I realised what Mark had been through; the two lives that he had had, and that the Mark I knew was only the facade he had presented. I felt I knew him better than I ever had when he was alive. My happy and gregarious public face was an escape from the real me. My focus on work was an escape. Playing computer games was an escape. I just wanted to escape.

It would be lurid to detail every dark thought that I had and everything I did to myself. But one Friday night highlights how riven I was inside. I'd had a pleasant evening in the pub with my colleagues. But instead of going home, I checked into a hotel and tried to kill myself. My fear and rising panic were accompanied by a real joy that at last this miserable life was going to end. I had no thoughts of the people in my life, or even the poor hotel cleaner who would have found me.

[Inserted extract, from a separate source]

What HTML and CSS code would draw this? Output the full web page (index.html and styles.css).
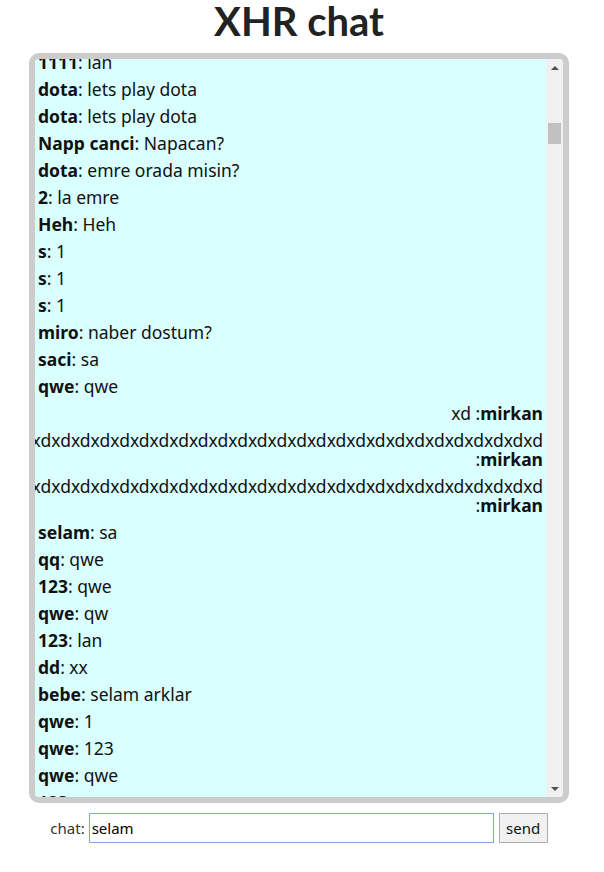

Clearly, I was unsuccessful, and I had hurt myself superficially in the process. I was bruised, I had marks on my neck. There were blood spots in the skin on my face and my eyes were bloodshot. I was so useless I couldn't even kill myself. I cried for so long in that cheap hotel room. And then when I was out of tears I checked out, went home and slept in the spare room as usual. For a few days, I took care to wear high collars and complained of a rash on my face to explain the blood spots.

Around this time, Sally confronted me about our relationship, and while my depression was no surprise to her, she was shocked to hear of my obsession with suicide. I didn't bounce back to good mental health suddenly. She urged me to get help. She would do things to distract me. And I know that she cried a lot, too. And I still wanted to die and to escape. I wondered if I would cope better if I lived on the streets, where it could just be me without a facade.

One day, she bought me a counselling session. She paid for it and gave me the number and said it was there whenever I wanted to make the appointment. And there was a day when I'd had enough of being incapable of life and I booked the appointment.

The strange thing is, I never attended it. Something switched inside me. I had taken an action towards making myself better and that somehow gave me permission to take other actions. Somehow, with Sally's support, I started to knit my two personalities together again, so that the joys in my life were real and I had the power to take responsibility for my own happiness. I could talk to her about my feelings because they were real, but we could do fun things together because they were real, too.

I realised that I was getting out of the habit of thinking about suicide and it stopped happening altogether. I was happier – or, more strictly, I was happy or sad based on real things in my life, rather than being constantly depressed.

I have just described a year of my life when I was secretly ill, how I think I got ill and how I think I got better. But I had broken my relationship with Sally. I had taken too much from her and given her too little. But I also changed. I'm more resilient. I lean on my friends emotionally more openly, and I'm careful not to allow myself to develop a secret inner life.

I'm also lucky. Not necessarily because I'm alive, but because of the interesting things I'm doing and the fascinating people I meet. Because I'm allowing life to enrich me. My day job now is stressful, intense and often gets on top of me. But it doesn't make me depressed and it helps that the job is a lot of fun.

Writing this isn't easy. My miserable year feels shameful and I'm embarrassed about what friends, family and colleagues might think about or say to me – that people might look at me strangely or start treating me as though I'm fragile. But I know that shame and embarrassment can feed a secret inner self, building a wall between a person's emotional state and their ability to cope. Maybe a bit of embarrassment will be good for me.

But look inside yourself. Think about whether you are hiding a secret person inside you. If you feel in the tiniest way like I did, risk a little embarrassment and tell someone who cares about you, or failing that, tell your GP, or call a helpline.

And if you don't feel this way at all, that's brilliant, but could you be the friend I failed to be for Mark? Could you be the person who pushes just a little harder when one of your friends is too attached to their escapes? Or when they withdraw? Or perhaps you could just donate to the charity Mind, which helps so many people, perhaps in the memory of my friend Mark, who was less fortunate than me. Whenever I hear of someone who takes their life, I feel for them and the people who care about them. I feel for Sally and everything she bore for me and I feel for my friend Mark and his family and it saddens me. But that's fine, because it is sad, and I'm so grateful to be feeling anything at all.